This is something that could make a Padres fan stare into the middle distance. Tanner Scott isn’t just killing it right now. He’s absolutely ridiculous. The Dodgers are finally getting the version of Scott that everyone thought they were buying when they handed him a four-year, $72 million deal. And though the Padres bullpen is still very good, this stings because it’s happening with their division rivals.
The Padres weren’t going to match that contract. So that’s not really the issue. It’s that this is the exact pitcher the Padres chased at the 2024 trade deadline. And his performance so far this season was the whole point.
They gave up a lot to acquire Scott. They sent Robby Snelling, Adam Mazur, Graham Pauley and Jay Beshears to the Marlins for him. They did it because he had the kind of October stuff they were looking for.
And now, after a messy first year with Los Angeles, the Dodgers are getting the payoff.
The Dodgers are finally getting the Tanner Scott version the Padres once paid for
Scott’s 2026 Baseball Savant page looks like something Padres fans would have screenshotted and posted with one thousand flame emojis. An 87th percentile pitching run value. A 93rd percentile xERA at 2.64. A .219 xBA. We could go on because it’s truly filthy stuff. But let’s highlight the craziest of them all: 100th percentile chase rate. Seriously?
Hitters are expanding against Scott at a 42.5 percent clip. He’s getting hitters to completely abandon their plan and chase his instead.
The 2025 version of Scott with the Dodgers was a mess. And that was easy to live with. He had a 4.74 ERA, blew 10 saves, fought his command and looked nothing like the sure thing Los Angeles thought it purchased.
That was easy for San Diego to stomach. He walked, got paid, then stumbled.
Since then, he’s cleaned up in a big way. His average exit velocity is down to 88.2 mph. His hard-hit rate is sitting in the 98th percentile at 26.3 percent. The walk rate is even more absurd…he’s in the 100th percentile there, too, with a 2.6 percent mark.
Needless to say, the combination is disgusting. Power lefty. Strikeouts. Chase. Limited walks. Softer contact. Fine, we’ll just say this guy turned into 2022 Josh Hader. It’s beyond a rebound. This is the guy that can close the door on any given night right now.
The Padres paid the prospect price for Scott in 2024, got the rental version, watched him leave, watched him implode in Dodger blue, and now have to deal with the corrected version becoming a weapon for the one team they least want to see benefit from it. That’s the whole thing.
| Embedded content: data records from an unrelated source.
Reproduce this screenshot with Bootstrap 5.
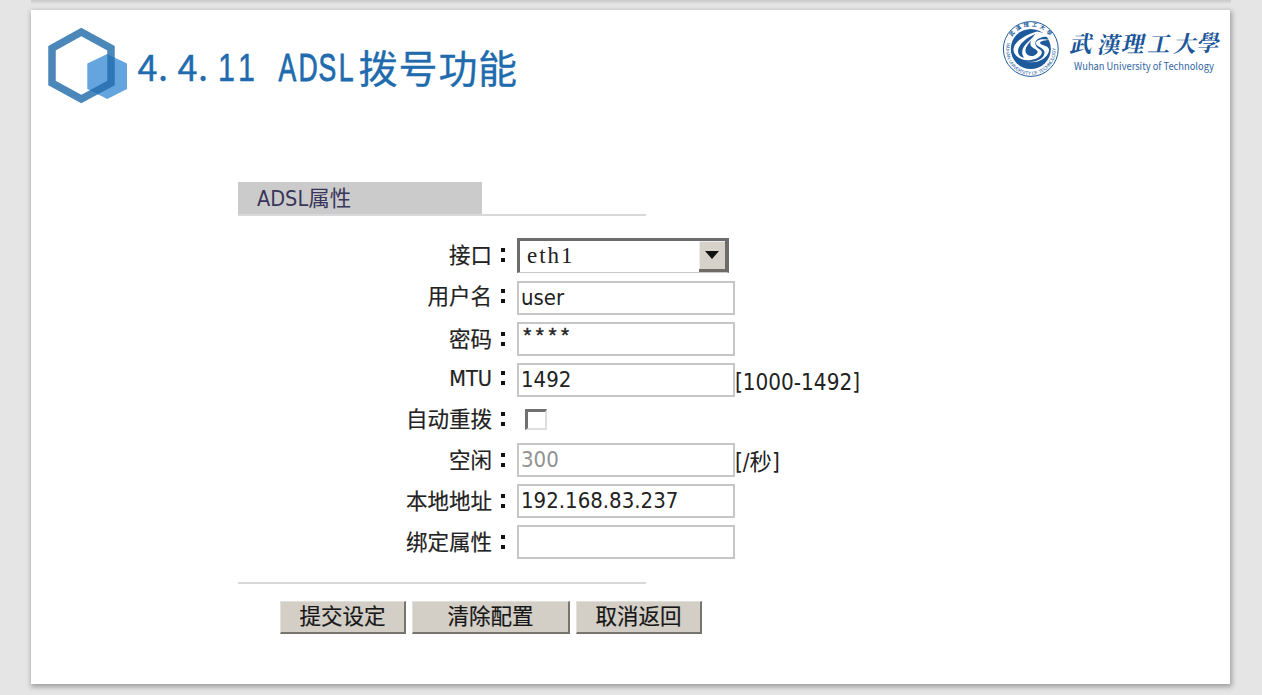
<!DOCTYPE html>
<html lang="zh-CN">
<head>
<meta charset="utf-8">
<meta name="viewport" content="width=device-width, initial-scale=1">
<title>4.4.11 ADSL拨号功能</title>
<link href="https://cdn.jsdelivr.net/npm/bootstrap@5.3.0/dist/css/bootstrap.min.css" rel="stylesheet">
<style>
body{background:#e5e5e5;height:695px;overflow:hidden;font-family:"DejaVu Sans Condensed","DejaVu Sans","Noto Sans CJK SC",sans-serif;color:#222}
.prev-slide{height:10px;margin:0 31px;background:linear-gradient(#c9c9c9,#dcdcdc 3px,#e5e5e5 4px)}
.slide{width:1199px;height:674px;margin-left:31px;box-shadow:1px 2px 5px 1px rgba(0,0,0,.3)}
.slide-head{height:172px}
.slide-head svg{display:block}
.panel{margin-left:207px;width:660px;font-size:21.5px;line-height:34px}
.tab-title{width:244px;height:32px;background:#cbcbcb;padding-left:19px;line-height:33px;color:#38355a}
.rule{width:408px;height:2px;background:#d9d9dc}
.fields{display:grid;grid-template-columns:270px 218px 1fr;column-gap:9px;grid-template-rows:43px 41px 41px 41px 39px 41px 41px 34px;align-items:start;margin-top:22px}
.fields>*{white-space:nowrap}
.lab{text-align:right;display:flex;justify-content:flex-end;padding-top:1px;-webkit-text-stroke:.2px #222}
.lab.up{padding-top:0;margin-top:-1px}
.lab i{width:16px;position:relative;font-style:normal;color:transparent;-webkit-text-stroke:0}
.lab i::after{content:"";position:absolute;right:3px;top:9px;width:4px;height:14px;background:linear-gradient(#111 4px,transparent 4px 10px,#111 10px)}
.unit{margin-left:-9px;padding-top:2px;font-size:22.3px}
.box{height:34px;border:2px solid #c6c6c6;background:#fff;padding-left:2px;line-height:30px;font-size:22px}
.dim{color:#929292}
.stars{font-family:"Liberation Mono",monospace;font-size:21px;line-height:28px;-webkit-text-stroke:.4px #222}
.pick{width:212px;height:35px;border:solid #6c6c6c;border-width:3px 2px 1px 3px;border-bottom-color:#c9c9c9;font-family:"Liberation Serif",serif;font-size:23px;letter-spacing:2px;line-height:30px;padding-left:7px}
.arrow{width:28px;height:31px;background:#d6d2ca;border:solid #6e6a66;border-width:0 2px 3px 0;box-shadow:inset 1px 1px #eee}
.arrow svg{display:block;margin:10px 0 0 6px}
.tick{width:22px;height:21px;margin:5px 0 0 8px;border:2px solid #ddd;border-top:3px solid #707070;border-left:3px solid #707070}
.acts{margin:17px 0 0 42px;gap:6px}
.key{height:33px;background:#d3cfc7;border:solid;border-width:1px 2px 2px 1px;border-color:#e3e0da #77746f #77746f #e3e0da;color:#171717;line-height:27px;border-radius:0;padding:0 0 1px;font-size:21.5px;text-align:center;-webkit-text-stroke:.2px #171717}
</style>
</head>
<body>
<div class="prev-slide"></div>
<main class="slide bg-white">
  <header class="slide-head d-flex justify-content-between">
    <svg width="520" height="110" viewBox="31 10 520 110">
      <clipPath id="smallHex"><path d="M107.300 54 127 63.500V89L107.300 99 87.300 89V63.500Z"/></clipPath>
      <path d="M81.300 32 111 48.300V83L81.300 99 52 83V48.300Z" fill="none" stroke="#4c87ba" stroke-width="7.500"/>
      <path d="M107.300 54 127 63.500V89L107.300 99 87.300 89V63.500Z" fill="#64a5e0"/>
      <path clip-path="url(#smallHex)" d="M81.300 32 111 48.300V83L81.300 99 52 83V48.300Z" fill="none" stroke="#2e76b5" stroke-width="7.500"/>
      <g fill="#206bad" stroke="#206bad">
        <g font-family="Noto Sans CJK SC,sans-serif" font-size="36" stroke-width=".3"><text y="81" x="137.500 158 177.500 198">4.4.</text></g>
        <g font-family="Liberation Sans,sans-serif" font-size="38" stroke-width=".5"><text transform="scale(.8 1)" y="81" x="272.500 297.500">11</text></g>
        <g font-family="Liberation Sans,sans-serif" font-size="38" stroke-width=".8"><text transform="scale(.7 1)" y="81" x="398 426.500 455 484">ADSL</text></g>
        <g font-family="Noto Sans CJK SC,sans-serif" font-size="39" stroke-width=".3"><text y="82.500" x="358.500 398.500 438.500 478">拨号功能</text></g>
      </g>
    </svg>
    <svg width="240" height="100" viewBox="990 10 240 100">
      <circle cx="1030.800" cy="49" r="27.400" fill="#fff" stroke="#205c9c" stroke-width="1"/>
      <circle cx="1030.800" cy="49" r="20" fill="#1d5a9c"/>
      <path d="M1037 31.500C1024 35 1013 43 1013.500 50C1014 57 1023 61.500 1031 60C1039 59 1045 53 1040 49.500C1036 47 1034 44 1036 41C1038 38 1044 36 1048 37L1044 33Z" fill="#fff"/>
      <path d="M1035 34C1026 38 1018 45 1018 51C1018 55 1021 57.500 1024 57.500C1020 52 1023 46 1029 41C1032 38 1034 36 1035 34Z" fill="#1d5a9c"/>
      <path d="M1034 38C1028 43 1024 49 1026 53C1028 57 1034 57 1037 53.500C1040 50 1033 49 1031 46C1029.500 43 1031 40 1034 38Z" fill="#1d5a9c"/>
      <path d="M1050 40C1042 38 1035 40 1036 44C1037 47 1045 48 1044.500 53C1044 59 1034 64 1024 61C1036 65 1047 59 1049 51C1050 45 1041 46 1040 43C1040 41 1045 40 1050 40Z" fill="#fff"/>
      <path id="ringLow" d="M1007.200 42.500A24.800 24.800 0 1 0 1054.400 42.500" fill="none"/>
      <path id="ringTop" d="M1012 36.800A22.400 22.400 0 0 1 1050 37" fill="none"/>
      <g font-family="Liberation Sans,sans-serif" font-size="4.800" fill="#2c649f"><text><textPath href="#ringLow" textLength="88">WUHAN UNIVERSITY OF TECHNOLOGY</textPath></text></g>
      <g font-family="Noto Sans CJK SC,sans-serif" font-size="5.300" font-weight="bold" fill="#205c9c"><text><textPath href="#ringTop" textLength="44">武漢理工大學</textPath></text></g>
      <g font-family="Noto Serif CJK SC,Noto Sans CJK SC,serif" font-weight="bold" font-size="22.500" fill="#1b5799" transform="translate(0 52) skewX(-12)">
        <text x="1069 1097 1121 1147 1173 1196" y="0 1 0 0 0 -1">武漢理工大學</text>
      </g>
      <text x="1074" y="70" font-family="Noto Sans CJK SC,sans-serif" font-size="10" fill="#3065a3" textLength="140" lengthAdjust="spacingAndGlyphs">Wuhan University of Technology</text>
    </svg>
  </header>
  <section class="panel">
    <div class="tab-title">ADSL属性</div>
    <div class="rule"></div>
    <div class="fields">
      <div class="lab">接口<i>:</i></div><div class="pick d-flex justify-content-between"><span>eth1</span><span class="arrow"><svg width="14" height="8"><path d="M0 0h14L7 8Z" fill="#111"/></svg></span></div><div></div>
      <div class="lab up">用户名<i>:</i></div><div class="box">user</div><div></div>
      <div class="lab">密码<i>:</i></div><div class="box stars">****</div><div></div>
      <div class="lab up">MTU<i>:</i></div><div class="box">1492</div><div class="unit">[1000-1492]</div>
      <div class="lab up">自动重拨<i>:</i></div><div class="tick"></div><div></div>
      <div class="lab">空闲<i>:</i></div><div class="box dim">300</div><div class="unit">[/秒]</div>
      <div class="lab">本地地址<i>:</i></div><div class="box">192.168.83.237</div><div></div>
      <div class="lab">绑定属性<i>:</i></div><div class="box"></div><div></div>
    </div>
    <div class="rule" style="margin-top:23px"></div>
    <div class="acts d-flex">
      <button class="key" style="width:126px">提交设定</button>
      <button class="key" style="width:158px">清除配置</button>
      <button class="key" style="width:126px">取消返回</button>
    </div>
  </section>
</main>
<script src="https://cdn.jsdelivr.net/npm/bootstrap@5.3.0/dist/js/bootstrap.bundle.min.js"></script>
</body>
</html>
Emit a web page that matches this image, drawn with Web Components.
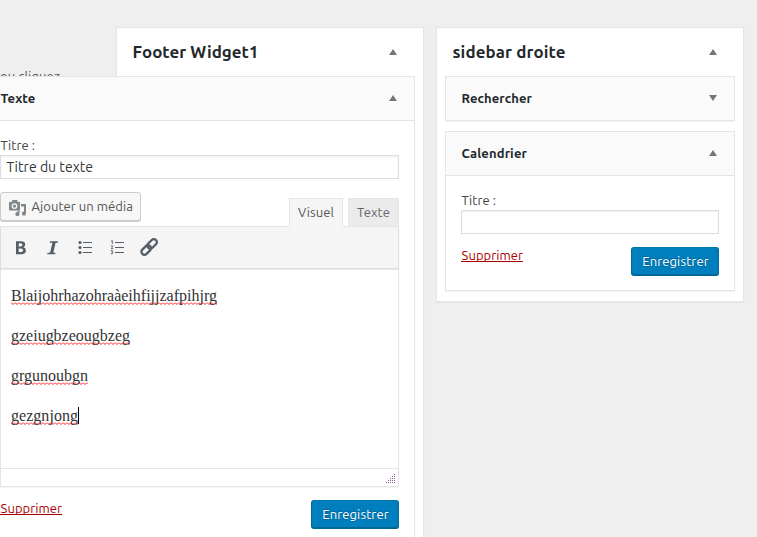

At the same time, the Padres bullpen is doing just fine. They have one of the best closers in the league with Mason Miller, and plenty of options to shrink games. That’s what makes the Scott thing more annoying than disastrous. The Padres don’t need him right now; it just stings to watch the Dodgers benefit from a former deadline prize San Diego paid a real prospect price to acquire.